--- START ---

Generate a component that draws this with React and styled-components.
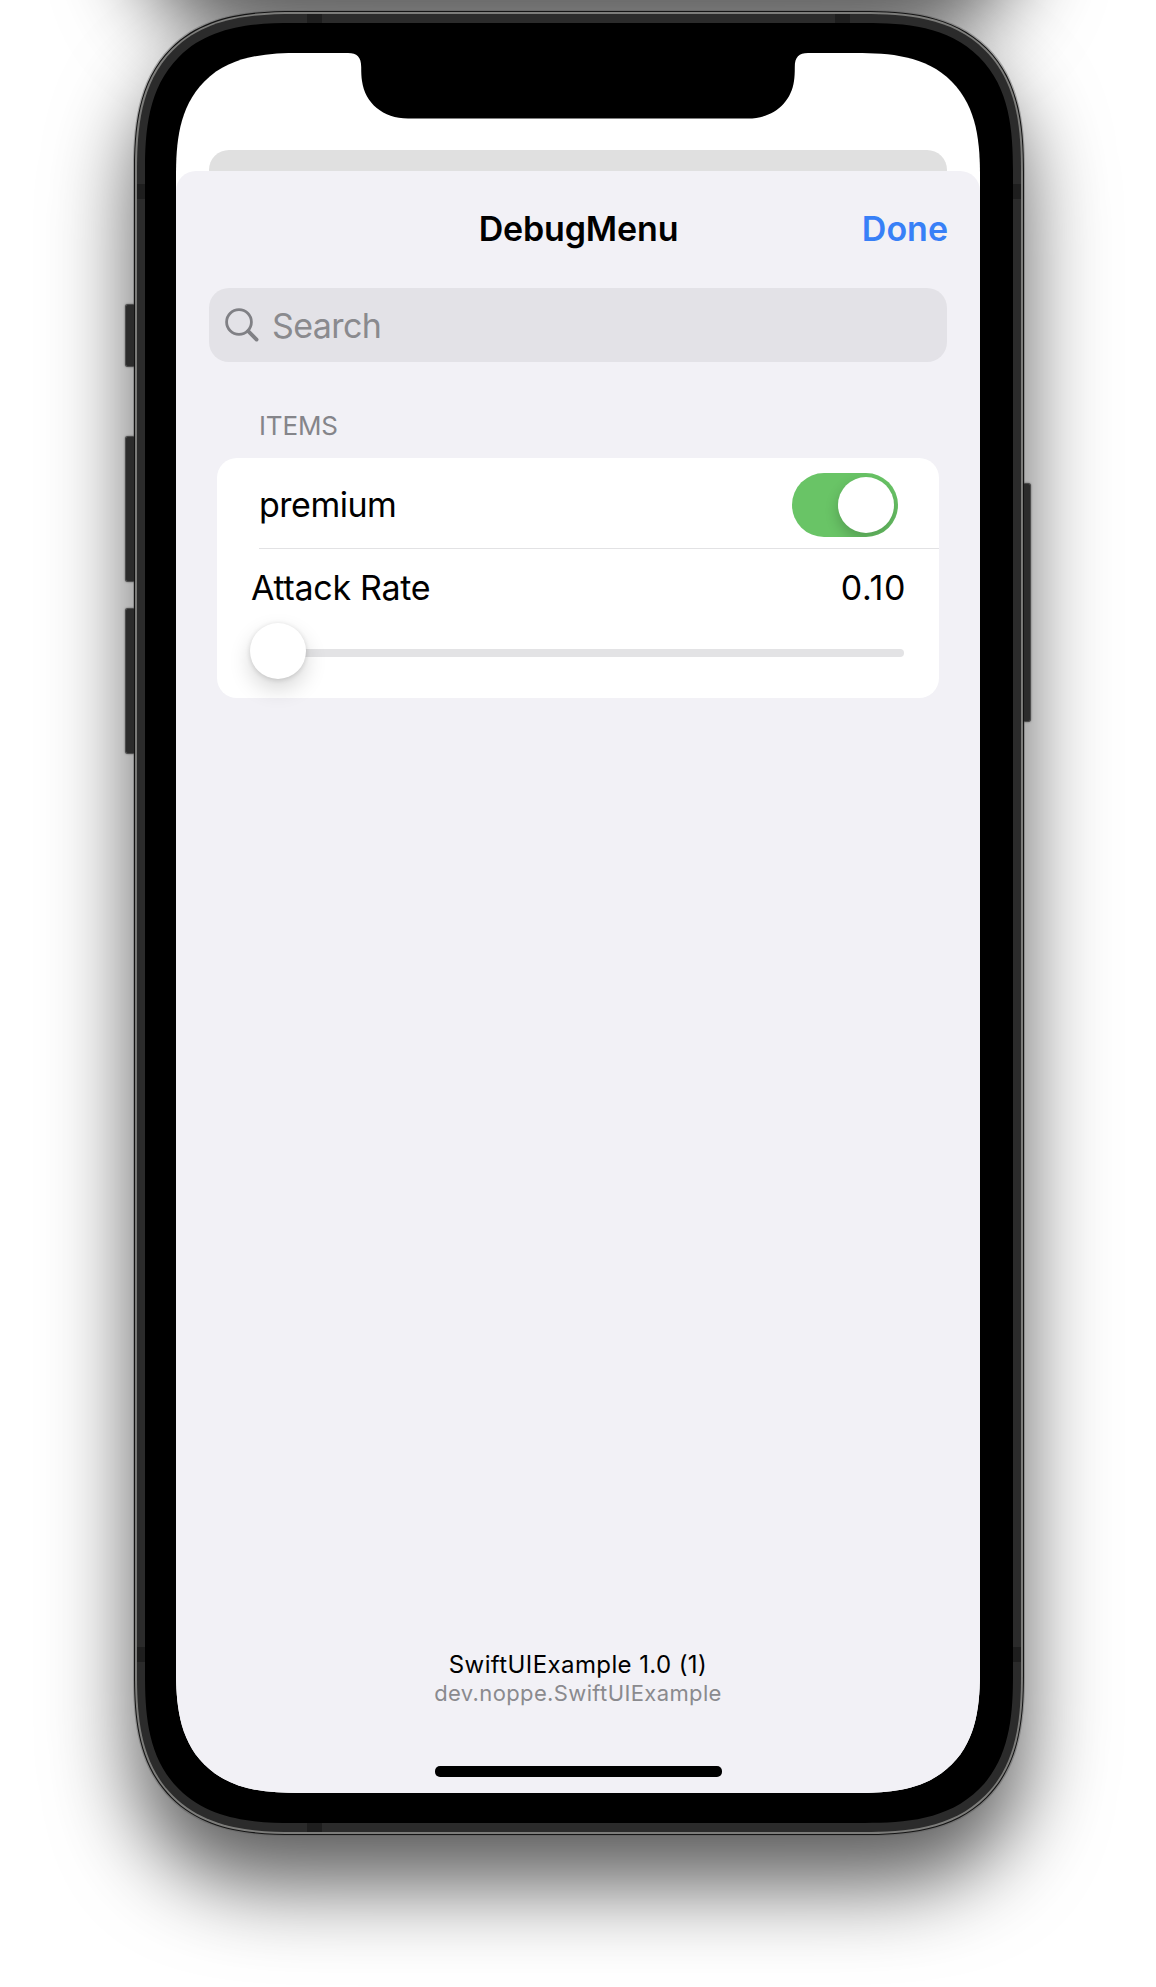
import React from "react";
import styled, { createGlobalStyle, css } from "styled-components";

const GlobalStyle = createGlobalStyle`
  * { box-sizing: border-box; }
  body {
    margin: 0;
    background: #fff;
    font-family: Inter, "Liberation Sans", sans-serif;
    -webkit-font-smoothing: antialiased;
  }
`;

const smoothCorners = (plain, smooth) => css`
  border-radius: ${plain}px;
  @supports (corner-shape: superellipse(1.415)) {
    border-radius: ${smooth}px;
    corner-shape: superellipse(1.415);
  }
`;

const Page = styled.main`
  width: 1156px;
  height: 1987px;
  overflow: hidden;
  display: flex;
  flex-direction: column;
  align-items: flex-start;
  gap: 16px;
  padding-left: 134px;
  background: #fff;
`;

const Device = styled.section`
  position: relative;
  flex: none;
  width: 890px;
  height: 1824px;
  margin-top: ${(p) => (p.$above ? "-1829px" : "0")};
  padding: 1px;
  background: #141414;
  ${smoothCorners(127, 162)}
  box-shadow: 0 0 0 1px rgba(90, 90, 90, 0.4), 0 50px 84px rgba(0, 0, 0, 0.64);
`;

const Highlight = styled.div`
  height: 100%;
  padding: 2px;
  background: #7c7c7a;
  ${smoothCorners(126, 161)}
`;

const Band = styled.div`
  position: relative;
  height: 100%;
  padding: 9px 8px;
  background: #2b2b2b;
  overflow: hidden;
  ${smoothCorners(124, 158)}
`;

const Antenna = styled.i`
  position: absolute;
  background: #1e1e1e;
  ${(p) => (p.$vertical ? "width: 8px; height: 15px;" : "width: 15px; height: 9px;")}
  ${(p) => p.$edge}: 0;
  ${(p) => p.$from}: ${(p) => p.$at}px;
`;

const Bezel = styled.div`
  height: 100%;
  padding: 30px 33px 30px 31px;
  background: #000;
  ${smoothCorners(116, 148)}
`;

const SideButton = styled.i`
  position: absolute;
  top: ${(p) => p.$top}px;
  height: ${(p) => p.$length}px;
  background: #2b2b2b;
  border: 1px solid #4c4c4c;
  box-shadow: 0 0 2px rgba(0, 0, 0, 0.5);
  ${(p) =>
    p.$right
      ? "right: -7px; width: 7px; border-left: 0; border-radius: 0 3px 3px 0;"
      : "left: -9px; width: 9px; border-right: 0; border-radius: 3px 0 0 3px;"}
`;

const Screen = styled.div`
  height: 100%;
  display: flex;
  flex-direction: column;
  background: #fff;
  overflow: hidden;
  ${smoothCorners(97, 124)}
`;

const StatusArea = styled.div`
  height: 97px;
  display: flex;
  justify-content: center;
  align-items: flex-start;
`;

const NotchShape = styled.svg`
  display: block;
  width: 460px;
  height: 66px;
`;

const PeekCard = styled.div`
  height: 40px;
  margin: 0 33px -19px;
  flex: none;
  border-radius: 20px;
  background: #e0e0e0;
`;

const Sheet = styled.div`
  flex: 1;
  z-index: 1;
  display: flex;
  flex-direction: column;
  border-radius: 20px 20px 0 0;
  background: #f2f1f6;
`;

const NavBar = styled.header`
  height: 115px;
  padding: 0 32px 0 33px;
  display: grid;
  grid-template-columns: 1fr auto 1fr;
  align-items: center;
`;

const Title = styled.h1`
  grid-column: 2;
  margin: 0;
  font-size: 34px;
  font-weight: 600;
  line-height: 42px;
  letter-spacing: -0.15px;
  color: #000;
`;

const DoneButton = styled.button`
  justify-self: end;
  padding: 0;
  border: 0;
  background: none;
  font: 600 34px/42px Inter, "Liberation Sans", sans-serif;
  color: #3880f7;
`;

const SearchField = styled.label`
  height: 74px;
  margin: 2px 33px 0;
  padding-left: 15px;
  display: flex;
  align-items: center;
  gap: 13px;
  border-radius: 20px;
  background: #e3e2e7;
`;

const SearchIcon = styled.svg`
  width: 35px;
  height: 36px;
  flex: none;
`;

const Placeholder = styled.span`
  padding-top: 2px;
  font-size: 34px;
  line-height: 42px;
  letter-spacing: -0.6px;
  color: #8a8a8e;
`;

const SectionTitle = styled.h2`
  margin: 48px 0 0 83px;
  font-size: 26px;
  font-weight: 400;
  line-height: 32px;
  letter-spacing: -0.15px;
  color: #85858a;
`;

const List = styled.div`
  height: 240px;
  margin: 16px 41px 0;
  border-radius: 20px;
  background: #fff;
`;

const ToggleRow = styled.div`
  height: 91px;
  margin-left: 42px;
  padding: 3px 41px 0 0;
  display: flex;
  align-items: center;
  justify-content: space-between;
  border-bottom: 1.5px solid #e2e2e4;
`;

const RowText = styled.span`
  font-size: 34px;
  line-height: 42px;
  letter-spacing: ${(p) => p.$tracking}px;
  color: #000;
`;

const Switch = styled.div`
  width: 106px;
  height: 64px;
  padding: 4px;
  display: flex;
  justify-content: flex-end;
  overflow: hidden;
  border-radius: 32px;
  background: #69c466;
`;

const SwitchKnob = styled.i`
  width: 56px;
  height: 56px;
  border-radius: 50%;
  background: #fff;
  box-shadow: 0 6px 14px rgba(0, 0, 0, 0.2);
`;

const SliderRow = styled.div`
  padding: 17.5px 35px 0 34px;
  display: flex;
  flex-direction: column;
  gap: 14px;
`;

const SliderHead = styled.div`
  margin-right: -2px;
  display: flex;
  justify-content: space-between;
`;

const Slider = styled.div`
  height: 56px;
  margin-left: -1px;
  display: flex;
  align-items: center;
`;

const SliderKnob = styled.i`
  flex: none;
  z-index: 1;
  width: 56px;
  height: 56px;
  border-radius: 50%;
  background: #fff;
  box-shadow: 0 10px 22px rgba(0, 0, 0, 0.16), 0 1px 5px rgba(0, 0, 0, 0.14);
`;

const SliderTrack = styled.div`
  flex: 1;
  height: 8px;
  margin: 5px 0 0 -20px;
  border-radius: 4px;
  background: #e3e3e5;
`;

const Footer = styled.footer`
  margin-top: auto;
  display: flex;
  flex-direction: column;
  align-items: center;
`;

const AppVersion = styled.span`
  font-size: 24px;
  line-height: 28px;
  letter-spacing: 0.4px;
  color: #000;
`;

const BundleId = styled.span`
  font-size: 22px;
  line-height: 28px;
  letter-spacing: 0.37px;
  color: #8a8a8e;
`;

const HomeIndicator = styled.div`
  width: 287px;
  height: 10.5px;
  margin: 59.5px 0 16.5px;
  border-radius: 5px;
  background: #000;
`;

export default function App() {
  return (
    <>
      <GlobalStyle />
      <Page>
        <Device $above aria-hidden="true" />
        <Device>
          <SideButton $top={293} $length={63} />
          <SideButton $top={425} $length={146} />
          <SideButton $top={597} $length={146} />
          <SideButton $right $top={472} $length={239} />
          <Highlight>
            <Band>
              <Antenna $edge="top" $from="left" $at={170} />
              <Antenna $edge="top" $from="right" $at={171} />
              <Antenna $edge="bottom" $from="left" $at={170} />
              <Antenna $vertical $edge="left" $from="top" $at={170} />
              <Antenna $vertical $edge="right" $from="top" $at={170} />
              <Antenna $vertical $edge="left" $from="bottom" $at={170} />
              <Antenna $vertical $edge="right" $from="bottom" $at={170} />
              <Bezel>
                <Screen>
                  <StatusArea>
                    <NotchShape viewBox="0 0 460 66">
                      <path
                        d="M0 0H460C451 0 446.8 4 446.8 14C446.8 20 446.6 24 446 28C443 50 425 65.5 400 65.5H60C35 65.5 17 50 14 28C13.4 24 13.2 20 13.2 14C13.2 4 9 0 0 0Z"
                        fill="#000"
                      />
                    </NotchShape>
                  </StatusArea>
                  <PeekCard />
                  <Sheet>
                    <NavBar>
                      <Title>DebugMenu</Title>
                      <DoneButton>Done</DoneButton>
                    </NavBar>
                    <SearchField>
                      <SearchIcon viewBox="0 0 35 36" fill="none" stroke="#808085">
                        <circle cx="15" cy="15" r="12.4" strokeWidth="2.8" />
                        <path d="M24.2 24.2L32.6 32.6" strokeWidth="3.8" strokeLinecap="round" />
                      </SearchIcon>
                      <Placeholder>Search</Placeholder>
                    </SearchField>
                    <SectionTitle>ITEMS</SectionTitle>
                    <List>
                      <ToggleRow>
                        <RowText $tracking={-0.5}>premium</RowText>
                        <Switch>
                          <SwitchKnob />
                        </Switch>
                      </ToggleRow>
                      <SliderRow>
                        <SliderHead>
                          <RowText $tracking={-0.3}>Attack Rate</RowText>
                          <RowText $tracking={0.65}>0.10</RowText>
                        </SliderHead>
                        <Slider>
                          <SliderKnob />
                          <SliderTrack />
                        </Slider>
                      </SliderRow>
                    </List>
                    <Footer>
                      <AppVersion>SwiftUIExample 1.0 (1)</AppVersion>
                      <BundleId>dev.noppe.SwiftUIExample</BundleId>
                      <HomeIndicator />
                    </Footer>
                  </Sheet>
                </Screen>
              </Bezel>
            </Band>
          </Highlight>
        </Device>
      </Page>
    </>
  );
}
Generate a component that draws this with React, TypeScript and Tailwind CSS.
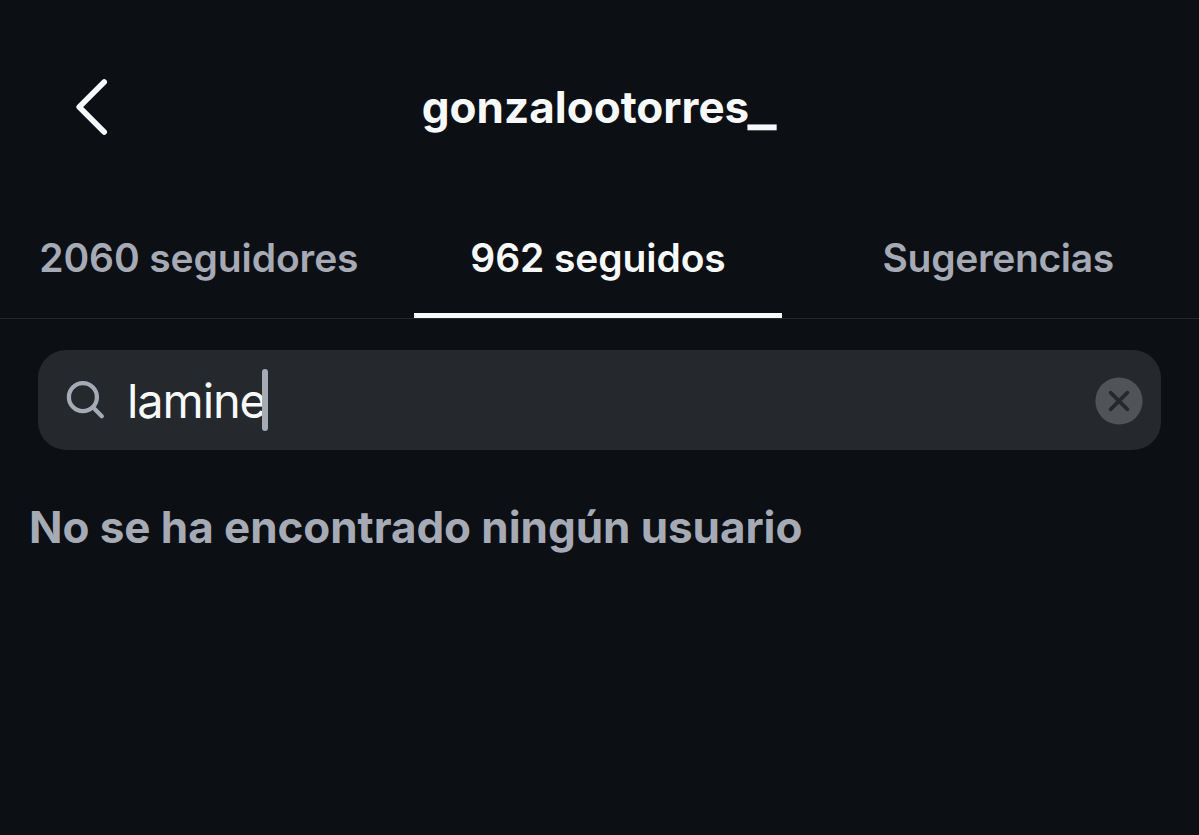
interface Tab {
  id: string;
  label: string;
  labelClass: string;
}

const tabs: Tab[] = [
  { id: 'followers', label: '2060 seguidores', labelClass: 'tracking-[-0.1px] -ml-[2px]' },
  { id: 'following', label: '962 seguidos', labelClass: 'tracking-[-0.1px] -ml-[3px]' },
  { id: 'suggestions', label: 'Sugerencias', labelClass: 'tracking-[-0.35px] -ml-[2px]' },
];

function BackIcon() {
  return (
    <svg width="36" height="60" viewBox="0 0 36 60" fill="none" stroke="currentColor" strokeWidth="5.6" strokeLinecap="round" strokeLinejoin="round">
      <path d="M30.2 5 5.2 30l25 25" />
    </svg>
  );
}

function SearchIcon() {
  return (
    <svg width="40" height="40" viewBox="0 0 40 40" fill="none" stroke="currentColor" strokeWidth="4.3" strokeLinecap="round">
      <circle cx="16.9" cy="17.2" r="14" />
      <path d="M27.2 27.6 35.8 36.3" />
    </svg>
  );
}

function ClearIcon() {
  return (
    <svg width="48" height="48" viewBox="0 0 48 48">
      <circle cx="24" cy="24" r="23.6" fill="#505358" />
      <path d="m15.6 15.6 16.8 16.8M32.4 15.6 15.6 32.4" fill="none" stroke="#25282d" strokeWidth="3.7" strokeLinecap="round" />
    </svg>
  );
}

function Header({ username }: { username: string }) {
  // Trailing underscores are drawn wider than the font's own glyph
  const name = username.replace(/_+$/, '');
  const tail = username.slice(name.length);

  return (
    <header className="grid h-[214px] grid-cols-[150px_1fr_150px] items-center text-[#f8f9fb]">
      <button className="pl-[74px]" aria-label="Atrás">
        <BackIcon />
      </button>
      <h1 className="text-center text-[44px] leading-none font-bold">
        {name}
        <span className="mr-[8px] -ml-px inline-block origin-left translate-y-[2px] scale-x-[1.34] [-webkit-text-stroke:0.8px_#f8f9fb]">{tail}</span>
      </h1>
    </header>
  );
}

function TabBar({ activeId }: { activeId: string }) {
  return (
    <nav className="flex h-[105px] border-b border-[#25282c]">
      {tabs.map((tab) => {
        const isActive = tab.id === activeId;
        return (
          <button key={tab.id} className="flex flex-1 flex-col items-center whitespace-nowrap">
            <span
              className={`flex h-[99px] items-center pb-[13px] text-[39px] leading-none font-semibold ${tab.labelClass} ${
                isActive ? 'text-[#f8f9fb]' : 'text-[#a5aab4]'
              }`}
            >
              {tab.label}
            </span>
            {isActive && <span className="-ml-[3px] h-[5px] w-[368px] bg-[#f8f9fb]" />}
          </button>
        );
      })}
    </nav>
  );
}

function SearchBar({ query }: { query: string }) {
  return (
    <div className="mx-[38px] mt-[31px] flex h-[100px] items-center rounded-[28px] bg-[#25282d] pr-[18px] pl-[28px]">
      <span className="text-[#a5aab4]">
        <SearchIcon />
      </span>
      <span className="ml-[21px] text-[47px] leading-none tracking-[-1.1px] text-[#f8f9fb]">{query}</span>
      <span className="-ml-[4px] h-[62px] w-[6px] rounded-full bg-[#a5aab4]" />
      <button className="ml-auto pt-[2px]" aria-label="Borrar">
        <ClearIcon />
      </button>
    </div>
  );
}

export default function App() {
  return (
    <div className="h-[835px] w-[1199px] overflow-hidden bg-[#0c0f14] font-['Inter',sans-serif]">
      <Header username="gonzalootorres_" />
      <TabBar activeId="following" />
      <SearchBar query="lamine" />
      <p className="mt-[55px] ml-[29px] text-[44px] leading-[44px] font-bold tracking-[-0.06px] whitespace-nowrap text-[#a5aab4]">
        No se ha encontrado ningún usuario
      </p>
    </div>
  );
}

--- END ---

= EXERCISE REQUIREMENTS =
Take each line containing the string "with" and copy it out.

= COMPLETE ANSWER =
Generate a component that draws this with React and styled-components.
Generate a component that draws this with React, TypeScript and Tailwind CSS.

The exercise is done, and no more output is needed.